Seuls, ceux qui servent l’art et les idées avec désintéressement peuvent leur apporter cette liberté qui est leur première condition. Ceux qui en vivent s’en servent plus qu’ils ne les servent, et cela en raison directe du profit qu’ils en attendent. De là cette dualité des fonctions des gens de lettres comme de tous les artistes ou propagandistes. Il arrive que l’artiste sert l’art tout en rencontrant la faveur publique ; c’est exceptionnel, tant le goût public et l’intérêt de ceux qui le dirigent

sont étrangers à l’art. M. M. Barrès disait : « La littérature donne parfois tout ce qu’elle a de plus beau au monde, elle ne donne jamais le pain et l’abri à ceux qui les demandent ; c’est tout ou rien ». Presque toujours l’artiste dessert l’art pour gagner la faveur publique ; il en résulte la corruption et l’asservissement de l’art livré à des charlatans qui n’ont de l’artiste que le titre. D’après Voltaire, le public de son temps se composait de 40 à 50 personnes pour un livre sérieux, de 400 à 500 pour un ouvrage plaisant, de 1.100 à 1.200 pour une pièce de théâtre.
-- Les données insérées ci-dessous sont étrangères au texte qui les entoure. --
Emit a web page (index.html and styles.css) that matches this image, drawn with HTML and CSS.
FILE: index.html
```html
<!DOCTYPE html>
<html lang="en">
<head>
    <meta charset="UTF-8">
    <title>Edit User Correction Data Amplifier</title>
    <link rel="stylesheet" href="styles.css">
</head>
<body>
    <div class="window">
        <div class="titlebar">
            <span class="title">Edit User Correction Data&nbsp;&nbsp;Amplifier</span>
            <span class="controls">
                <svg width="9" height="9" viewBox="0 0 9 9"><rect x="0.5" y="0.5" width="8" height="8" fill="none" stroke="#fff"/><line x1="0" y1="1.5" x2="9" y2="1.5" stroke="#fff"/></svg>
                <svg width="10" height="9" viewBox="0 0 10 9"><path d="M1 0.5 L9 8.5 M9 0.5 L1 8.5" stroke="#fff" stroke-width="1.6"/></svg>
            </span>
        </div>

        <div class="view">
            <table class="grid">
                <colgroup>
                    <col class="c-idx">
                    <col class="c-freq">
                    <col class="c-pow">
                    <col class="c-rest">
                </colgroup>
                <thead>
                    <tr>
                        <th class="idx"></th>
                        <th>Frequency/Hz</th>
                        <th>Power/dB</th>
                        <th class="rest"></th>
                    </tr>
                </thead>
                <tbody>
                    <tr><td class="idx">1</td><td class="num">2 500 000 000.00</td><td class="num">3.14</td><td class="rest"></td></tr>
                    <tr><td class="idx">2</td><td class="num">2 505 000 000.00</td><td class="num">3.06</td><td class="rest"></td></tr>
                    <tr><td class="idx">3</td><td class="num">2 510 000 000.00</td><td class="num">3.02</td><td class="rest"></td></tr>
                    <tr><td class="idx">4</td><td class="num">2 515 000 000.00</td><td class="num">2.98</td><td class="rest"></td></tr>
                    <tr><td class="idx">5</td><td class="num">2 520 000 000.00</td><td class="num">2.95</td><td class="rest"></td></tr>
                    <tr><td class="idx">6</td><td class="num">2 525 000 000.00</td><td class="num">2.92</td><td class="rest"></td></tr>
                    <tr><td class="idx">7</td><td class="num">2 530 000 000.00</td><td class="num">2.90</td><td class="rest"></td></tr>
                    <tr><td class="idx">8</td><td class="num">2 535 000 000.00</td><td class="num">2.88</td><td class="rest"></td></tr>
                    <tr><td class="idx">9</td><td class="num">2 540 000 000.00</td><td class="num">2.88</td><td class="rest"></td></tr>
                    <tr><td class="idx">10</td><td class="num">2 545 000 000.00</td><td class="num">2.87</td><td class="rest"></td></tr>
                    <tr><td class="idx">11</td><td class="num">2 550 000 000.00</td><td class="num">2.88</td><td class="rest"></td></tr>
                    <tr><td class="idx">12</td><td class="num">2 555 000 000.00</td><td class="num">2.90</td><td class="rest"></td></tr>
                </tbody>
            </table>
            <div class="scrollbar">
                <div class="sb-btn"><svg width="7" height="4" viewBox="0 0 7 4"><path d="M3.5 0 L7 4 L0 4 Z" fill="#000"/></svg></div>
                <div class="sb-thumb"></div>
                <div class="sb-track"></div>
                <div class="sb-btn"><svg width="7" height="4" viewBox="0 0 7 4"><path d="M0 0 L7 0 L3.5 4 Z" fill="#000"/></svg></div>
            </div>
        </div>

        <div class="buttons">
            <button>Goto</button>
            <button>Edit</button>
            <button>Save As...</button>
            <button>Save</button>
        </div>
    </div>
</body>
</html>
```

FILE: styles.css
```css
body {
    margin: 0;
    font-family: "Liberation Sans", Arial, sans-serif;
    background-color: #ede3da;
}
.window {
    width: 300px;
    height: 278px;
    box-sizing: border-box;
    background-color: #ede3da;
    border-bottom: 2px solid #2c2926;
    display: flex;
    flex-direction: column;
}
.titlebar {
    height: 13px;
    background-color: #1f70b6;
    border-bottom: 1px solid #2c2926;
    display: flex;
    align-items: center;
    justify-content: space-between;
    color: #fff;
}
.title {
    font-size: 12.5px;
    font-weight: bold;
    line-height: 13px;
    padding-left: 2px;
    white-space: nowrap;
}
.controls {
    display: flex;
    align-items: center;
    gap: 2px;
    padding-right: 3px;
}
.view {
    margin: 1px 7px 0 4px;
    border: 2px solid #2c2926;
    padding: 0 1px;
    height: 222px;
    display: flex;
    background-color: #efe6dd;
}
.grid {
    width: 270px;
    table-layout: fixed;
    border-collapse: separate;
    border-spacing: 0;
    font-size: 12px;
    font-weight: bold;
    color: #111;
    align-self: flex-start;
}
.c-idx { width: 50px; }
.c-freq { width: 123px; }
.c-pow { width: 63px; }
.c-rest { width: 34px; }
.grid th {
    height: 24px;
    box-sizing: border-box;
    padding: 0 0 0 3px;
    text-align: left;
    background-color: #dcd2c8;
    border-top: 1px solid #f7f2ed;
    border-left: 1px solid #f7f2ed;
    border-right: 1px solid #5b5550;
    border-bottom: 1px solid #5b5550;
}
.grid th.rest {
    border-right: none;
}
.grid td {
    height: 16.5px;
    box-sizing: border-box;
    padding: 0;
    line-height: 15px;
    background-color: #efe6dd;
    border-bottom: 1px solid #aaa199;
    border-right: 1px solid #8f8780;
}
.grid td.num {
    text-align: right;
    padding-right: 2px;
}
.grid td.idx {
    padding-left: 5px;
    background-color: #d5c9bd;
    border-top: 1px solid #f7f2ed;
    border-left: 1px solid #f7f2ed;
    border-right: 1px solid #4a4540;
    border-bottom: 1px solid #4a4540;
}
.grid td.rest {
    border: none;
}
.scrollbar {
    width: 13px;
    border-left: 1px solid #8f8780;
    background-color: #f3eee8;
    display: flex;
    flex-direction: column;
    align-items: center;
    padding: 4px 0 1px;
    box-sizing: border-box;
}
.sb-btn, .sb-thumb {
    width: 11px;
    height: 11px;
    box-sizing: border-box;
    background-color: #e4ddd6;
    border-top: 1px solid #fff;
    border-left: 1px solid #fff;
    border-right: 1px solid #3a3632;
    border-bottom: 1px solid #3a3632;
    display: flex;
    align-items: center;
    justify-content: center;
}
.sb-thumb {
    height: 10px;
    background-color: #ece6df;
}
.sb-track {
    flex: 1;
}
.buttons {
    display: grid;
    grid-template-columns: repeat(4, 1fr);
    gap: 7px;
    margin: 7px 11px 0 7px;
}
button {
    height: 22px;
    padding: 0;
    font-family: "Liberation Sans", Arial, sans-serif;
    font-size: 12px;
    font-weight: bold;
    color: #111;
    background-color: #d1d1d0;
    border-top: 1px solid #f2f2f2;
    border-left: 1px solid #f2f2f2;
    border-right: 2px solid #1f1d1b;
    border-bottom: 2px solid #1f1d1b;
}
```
Aujourd’hui le nombre est resté à peu près le même pour l’ouvrage sérieux, livre ou pièce, c’est-à-dire pour la littérature et le théâtre qui sont de la pensée et de l’art. Le nombre a décuplé pour la gaudriole livresque et théâtrale. Jean-Jacques Rousseau disait : « J’ai toujours senti que l’état d’auteur n’était et ne pouvait être illustre et respectable qu’autant qu’il n’était pas un métier. » Et Flaubert : « Il n’y a rien de plus vil sur la terre qu’un mauvais artiste. Faire de l’art pour gagner de l’argent, flatter le public, débiter des bouffonneries joviales ou lugubres en vue du bruit ou des monacos, c’est là la plus ignoble des professions. » L’art, comme la religion, a ses apôtres et ses martyrs, mais il a surtout sa multitude de boutiquiers simoniaques qui en font des falsifications et un commerce impudent.
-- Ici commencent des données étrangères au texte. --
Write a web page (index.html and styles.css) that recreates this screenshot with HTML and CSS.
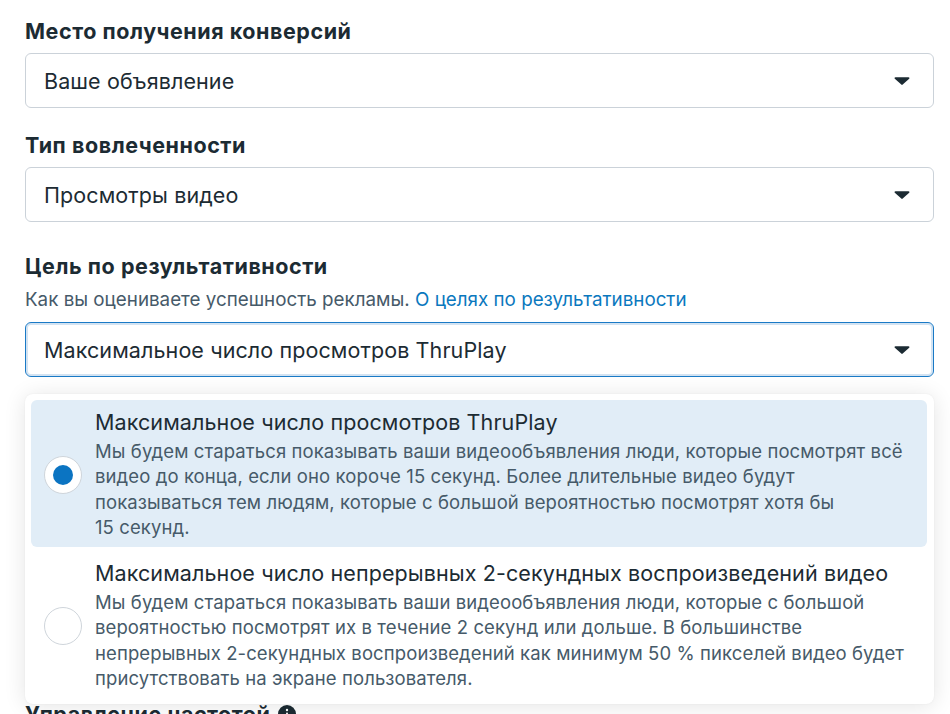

« Les lettres, pour qui en est digne, ne sont pas un métier, mais la vocation impérieuse de manifester sa pensée, avec la jouissance de lui donner sa forme la plus parfaite. » (G. d’Avenel). L’honneur de l’écrivain est d’être indépendant, de ne travailler à composer son œuvre que dans l’absolue liberté de sa pensée. On n’est pas indépendant lorsqu’on aspire à la richesse, à des décorations, à l’Académie. M. H. Rosny ainé se plaignait un jour qu’on décorait les littérateurs au compte-gouttes. Croit-il que les littérateurs ont encore trop de véritable dignité ? « Les honneurs déshonorent », disait Flaubert, et M. Gaston Chérau, qui refusa la Légion d’honneur, a écrit : « A voir l’usage qu’on a fait depuis longtemps de la Légion d’honneur, j’ai pensé que si un jour on me proposait de me comprendre dans une promotion, je refuserais l’honneur qu’on me ferait de me placer près de certains anciens, dans la compagnie de gens qui ne doivent leur ruban qu’à l’intrigue. » Mme Suzanne Després a répondu : « Garde ta mercerie ! » au ministre, M. Herriot, qui voulait la décorer. Mais pour certains qui se respectent et ont le respect de leur pensée, combien qui ne sont, bassement, que des valets ! On lit tous les jours des choses comme ceci dans des journaux où les gens de lettres mettent leur plume à l’encan : « L’administration des Finances obtiendra des écrivains ce qu’elle voudra, surtout si elle les traite, ce dont on ne veut pas douter, avec les égards dus à ceux qui dirigent l’opinion et qui sont naturellement des auxiliaires précieux pour le gouvernement dans toutes les initiatives et mesures d’ordre financier. » (Comœdia, 30 juillet 1925). Et ceux qui écrivent ces choses s’indignent, au nom de la morale, contre la prostitution qui s’étale effrontément et fait une publicité tapageuse !…

Stendhal voulait qu’un homme de lettres se contentât de six mille francs de revenu par an. En vingt-deux ans, ses œuvres ne lui rapportèrent pas dix mille francs. On gagne plus aujourd’hui en écrivant plus mal. Ces cinq cents francs par mois qui auraient suffi à Stendhal en font deux mille cinq cents de nos jours. Beaucoup qui savent rester libres ne les gagnent pas. Mais comment les hommes de lettres qui désirent la vie de « palace » s’en contenteraient-ils ? On comprend qu’ils préfèrent rester avec la bourgeoisie bien que, disent-ils, « ils n’en sont pas plus fiers pour ça ». Elle les nourrit mieux que ne ferait la révolution. Ils n’en gémissent pas moins sur la situation précaire des écrivains et des artistes.